Check each line of the material below, and copy it if it holds the string "screenshot".
##### Dataset extract
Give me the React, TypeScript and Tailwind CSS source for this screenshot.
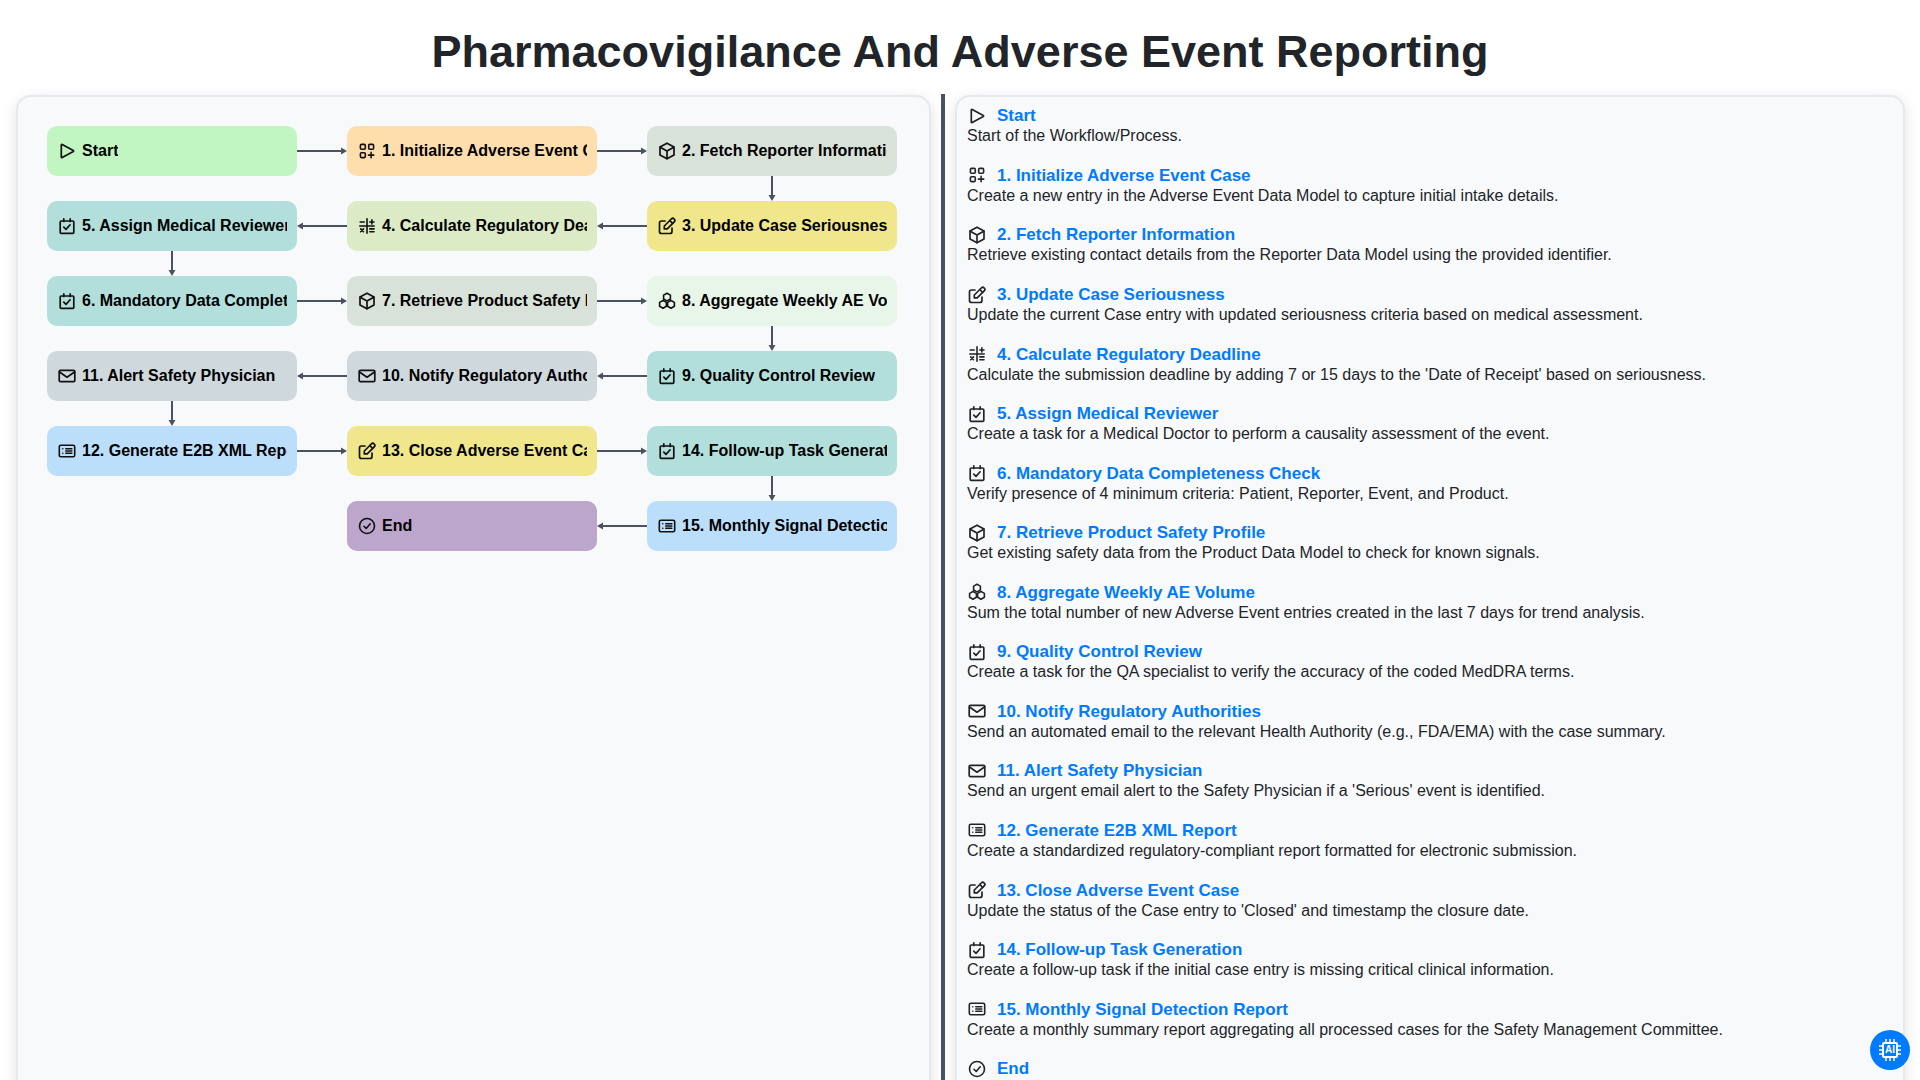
import type { ReactNode } from "react";

type IconProps = { className?: string };

// icons drawn on a 20px box, stroke weights read from the screenshot
const Svg = ({ className, children, sw = 1.7 }: IconProps & { children: ReactNode; sw?: number }) => (
  <svg width="20" height="20" viewBox="0 0 20 20" fill="none" stroke="currentColor" strokeWidth={sw} strokeLinecap="round" strokeLinejoin="round" className={className}>
    {children}
  </svg>
);

const PlayIcon = (p: IconProps) => (
  <Svg {...p}>
    <path d="M4.300 3.900a.6.6 0 0 1 .9-.5l11.100 6.100a.6.6 0 0 1 0 1L5.200 16.600a.6.6 0 0 1-.9-.5z" />
  </Svg>
);
const CategoryIcon = (p: IconProps) => (
  <Svg {...p} sw={1.6}>
    <rect x="3.400" y="3.400" width="4.900" height="4.900" rx="1" />
    <rect x="11.700" y="3.400" width="4.900" height="4.900" rx="1" />
    <rect x="3.400" y="11.700" width="4.900" height="4.900" rx="1" />
    <path d="M11.400 14.100h5.400M14.100 11.400v5.400" />
  </Svg>
);
const CubeIcon = (p: IconProps) => (
  <Svg {...p}>
    <path d="M10 2.200l7 3.900v7.800l-7 3.900-7-3.900V6.100z" />
    <path d="M3.200 6.200L10 10l6.800-3.800M10 10v7.600" />
  </Svg>
);
const EditIcon = (p: IconProps) => (
  <Svg {...p}>
    <path d="M8 5H4.500a2 2 0 0 0-2 2v8.500a2 2 0 0 0 2 2H13a2 2 0 0 0 2-2V12" />
    <path d="M17.200 5.900a2 2 0 0 0-2.900-2.900L7.300 10v2.900h2.900z" />
    <path d="M12.800 4.500l2.800 2.800" />
  </Svg>
);
const MathIcon = (p: IconProps) => (
  <Svg {...p} sw={1.6}>
    <path d="M10 2.800v14.400M2.800 10h14.400" />
    <path d="M3.200 6h4" />
    <path d="M12.800 6h4.200M14.900 3.900v4.200" />
    <path d="M3.700 12.900l2.800 2.800M6.500 12.900l-2.800 2.800" />
    <path d="M12.800 12.900h4.200M12.800 15.700h4.200" />
  </Svg>
);
const TaskIcon = (p: IconProps) => (
  <Svg {...p}>
    <rect x="3.200" y="5" width="13.600" height="12.300" rx="1" />
    <path d="M6.800 2.900v2.500M13.200 2.900v2.500" />
    <path d="M6.800 11.200l2.200 2.200 4.100-4.600" />
  </Svg>
);
const HexIcon = (p: IconProps) => (
  <Svg {...p} sw={1.6}>
    <path d="M10 2.200l3.400 1.900v3.900L10 9.900 6.600 8V4.100z" />
    <path d="M6 9.500l3.400 1.900v3.900L6 17.200l-3.400-1.900v-3.900z" />
    <path d="M14 9.500l3.400 1.900v3.900L14 17.200l-3.400-1.900v-3.900z" />
  </Svg>
);
const MailIcon = (p: IconProps) => (
  <Svg {...p}>
    <rect x="2.200" y="4.400" width="15.600" height="11.200" rx="1.200" />
    <path d="M2.500 6l7.500 5.200L17.500 6" />
  </Svg>
);
const ListIcon = (p: IconProps) => (
  <Svg {...p} sw={1.6}>
    <rect x="2.300" y="4.300" width="15.400" height="11.400" rx="1.500" />
    <path d="M5.800 7.700h.01M5.800 12.300h.01M8.800 7.700h6M8.800 10h6M8.800 12.300h6" />
  </Svg>
);
const CheckCircleIcon = (p: IconProps) => (
  <Svg {...p} sw={1.6}>
    <circle cx="10" cy="10" r="7.500" />
    <path d="M7 10.300l2.200 2.200 4-4.700" />
  </Svg>
);

const steps = [
  { key: "s", title: "Start", desc: "Start of the Workflow/Process.", icon: PlayIcon, color: "bg-[#c1f5c1]" },
  { key: "1", title: "1. Initialize Adverse Event Case", desc: "Create a new entry in the Adverse Event Data Model to capture initial intake details.", icon: CategoryIcon, color: "bg-[#ffdead]" },
  { key: "2", title: "2. Fetch Reporter Information", desc: "Retrieve existing contact details from the Reporter Data Model using the provided identifier.", icon: CubeIcon, color: "bg-[#d8e2d9]" },
  { key: "3", title: "3. Update Case Seriousness", desc: "Update the current Case entry with updated seriousness criteria based on medical assessment.", icon: EditIcon, color: "bg-[#f0e68c]" },
  { key: "4", title: "4. Calculate Regulatory Deadline", desc: "Calculate the submission deadline by adding 7 or 15 days to the 'Date of Receipt' based on seriousness.", icon: MathIcon, color: "bg-[#dcebc5]" },
  { key: "5", title: "5. Assign Medical Reviewer", desc: "Create a task for a Medical Doctor to perform a causality assessment of the event.", icon: TaskIcon, color: "bg-[#b2dfdb]" },
  { key: "6", title: "6. Mandatory Data Completeness Check", desc: "Verify presence of 4 minimum criteria: Patient, Reporter, Event, and Product.", icon: TaskIcon, color: "bg-[#b2dfdb]" },
  { key: "7", title: "7. Retrieve Product Safety Profile", desc: "Get existing safety data from the Product Data Model to check for known signals.", icon: CubeIcon, color: "bg-[#d8e2d9]" },
  { key: "8", title: "8. Aggregate Weekly AE Volume", desc: "Sum the total number of new Adverse Event entries created in the last 7 days for trend analysis.", icon: HexIcon, color: "bg-[#e8f5e9]" },
  { key: "9", title: "9. Quality Control Review", desc: "Create a task for the QA specialist to verify the accuracy of the coded MedDRA terms.", icon: TaskIcon, color: "bg-[#b2dfdb]" },
  { key: "10", title: "10. Notify Regulatory Authorities", desc: "Send an automated email to the relevant Health Authority (e.g., FDA/EMA) with the case summary.", icon: MailIcon, color: "bg-[#cfd8dc]" },
  { key: "11", title: "11. Alert Safety Physician", desc: "Send an urgent email alert to the Safety Physician if a 'Serious' event is identified.", icon: MailIcon, color: "bg-[#cfd8dc]" },
  { key: "12", title: "12. Generate E2B XML Report", desc: "Create a standardized regulatory-compliant report formatted for electronic submission.", icon: ListIcon, color: "bg-[#bbdefb]" },
  { key: "13", title: "13. Close Adverse Event Case", desc: "Update the status of the Case entry to 'Closed' and timestamp the closure date.", icon: EditIcon, color: "bg-[#f0e68c]" },
  { key: "14", title: "14. Follow-up Task Generation", desc: "Create a follow-up task if the initial case entry is missing critical clinical information.", icon: TaskIcon, color: "bg-[#b2dfdb]" },
  { key: "15", title: "15. Monthly Signal Detection Report", desc: "Create a monthly summary report aggregating all processed cases for the Safety Management Committee.", icon: ListIcon, color: "bg-[#bbdefb]" },
  { key: "e", title: "End", desc: "", icon: CheckCircleIcon, color: "bg-[#bca6cc]" },
];

const byKey = (key: string) => steps.find((s) => s.key === key)!;

const Arrow = ({ dir }: { dir: "right" | "left" | "down" }) => {
  if (dir === "down") {
    return (
      <svg width="12" height="25" viewBox="0 0 12 25" className="mx-auto block text-[#4b5260]">
        <path d="M6 0v19" stroke="currentColor" strokeWidth="2" />
        <path d="M2.500 19h7L6 25z" fill="currentColor" />
      </svg>
    );
  }
  return (
    <div className="flex h-full items-center">
      <svg width="50" height="12" viewBox="0 0 50 12" className={dir === "left" ? "block rotate-180 text-[#4b5260]" : "block text-[#4b5260]"}>
        <path d="M0 6h44" stroke="currentColor" strokeWidth="2" />
        <path d="M44 2.500v7L50 6z" fill="currentColor" />
      </svg>
    </div>
  );
};

const Node = ({ id }: { id: string }) => {
  const step = byKey(id);
  const Icon = step.icon;
  return (
    <div className={`flex h-[50px] w-[250px] items-center rounded-[10px] px-[10px] text-black ${step.color}`}>
      <Icon className="mr-[5px] shrink-0 text-[#111]" />
      <span className="overflow-hidden whitespace-nowrap text-base font-bold">{step.title}</span>
    </div>
  );
};

// rows of the flow: node, link, node, link, node
const flow: string[][] = [
  ["s", ">", "1", ">", "2"],
  ["", "", "", "", "v"],
  ["5", "<", "4", "<", "3"],
  ["v", "", "", "", ""],
  ["6", ">", "7", ">", "8"],
  ["", "", "", "", "v"],
  ["11", "<", "10", "<", "9"],
  ["v", "", "", "", ""],
  ["12", ">", "13", ">", "14"],
  ["", "", "", "", "v"],
  ["", "", "e", "<", "15"],
];

const Cell = ({ value }: { value: string }) => {
  if (value === "") return <div />;
  if (value === ">") return <Arrow dir="right" />;
  if (value === "<") return <Arrow dir="left" />;
  if (value === "v") return <Arrow dir="down" />;
  return <Node id={value} />;
};

const Chip = () => (
  <div className="absolute bottom-[10px] right-[10px] flex h-10 w-10 items-center justify-center rounded-full bg-[#007bff] text-white">
    <div className="relative flex h-6 w-6 items-center justify-center">
      <svg width="24" height="24" viewBox="0 0 24 24" fill="none" stroke="currentColor" strokeWidth="2" className="absolute inset-0">
        <rect x="5" y="5" width="14" height="14" rx="1" />
        <path d="M8 1v3M12 1v3M16 1v3M8 20v3M12 20v3M16 20v3M1 8h3M1 12h3M1 16h3M20 8h3M20 12h3M20 16h3" strokeWidth="1.500" />
      </svg>
      <span className="relative text-[10px] leading-none font-bold">AI</span>
    </div>
  </div>
);

export default function App() {
  return (
    <div className="relative h-screen overflow-hidden bg-white font-['Liberation_Sans',Arial,sans-serif] text-[#212529]">
      <h1 className="h-[94px] pt-[26px] text-center text-[45px] leading-[52px] font-bold">
        Pharmacovigilance And Adverse Event Reporting
      </h1>
      <div className="flex h-[986px] pl-4 pr-[15px]">
        <div className="mt-px h-[1100px] w-[915px] shrink-0 rounded-t-[15px] border-2 border-[#e7e8ee] bg-[#f8f9fb] p-[29px] shadow-[0_4px_15px_rgba(0,0,0,0.12)]">
          <div className="grid grid-cols-[250px_50px_250px_50px_250px] grid-rows-[50px_25px_50px_25px_50px_25px_50px_25px_50px_25px_50px]">
            {flow.flatMap((row, r) => row.map((value, c) => <Cell key={`${r}-${c}`} value={value} />))}
          </div>
        </div>
        <div className="mx-[10px] h-full w-1 shrink-0 bg-[#4a5068]" />
        <div className="mt-px h-[1100px] min-w-0 flex-1 rounded-t-[15px] border-2 border-[#e7e8ee] bg-[#f8f9fb] pr-[9px] pl-[10px] pt-[8.4px] shadow-[0_4px_15px_rgba(0,0,0,0.12)]">
          {steps.map((step) => {
            const Icon = step.icon;
            return (
              <div key={step.key} className="h-[59.55px]">
                <div className="flex h-[21px] items-center">
                  <Icon className="mr-[10px] shrink-0 text-[#212529]" />
                  <span className="text-[17px] leading-[21px] font-bold text-[#007bff]">{step.title}</span>
                </div>
                <p className="text-base leading-[20px]">{step.desc}</p>
              </div>
            );
          })}
        </div>
      </div>
      <Chip />
    </div>
  );
}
##########
-- Output for this exercise --
Give me the React, TypeScript and Tailwind CSS source for this screenshot.
// icons drawn on a 20px box, stroke weights read from the screenshot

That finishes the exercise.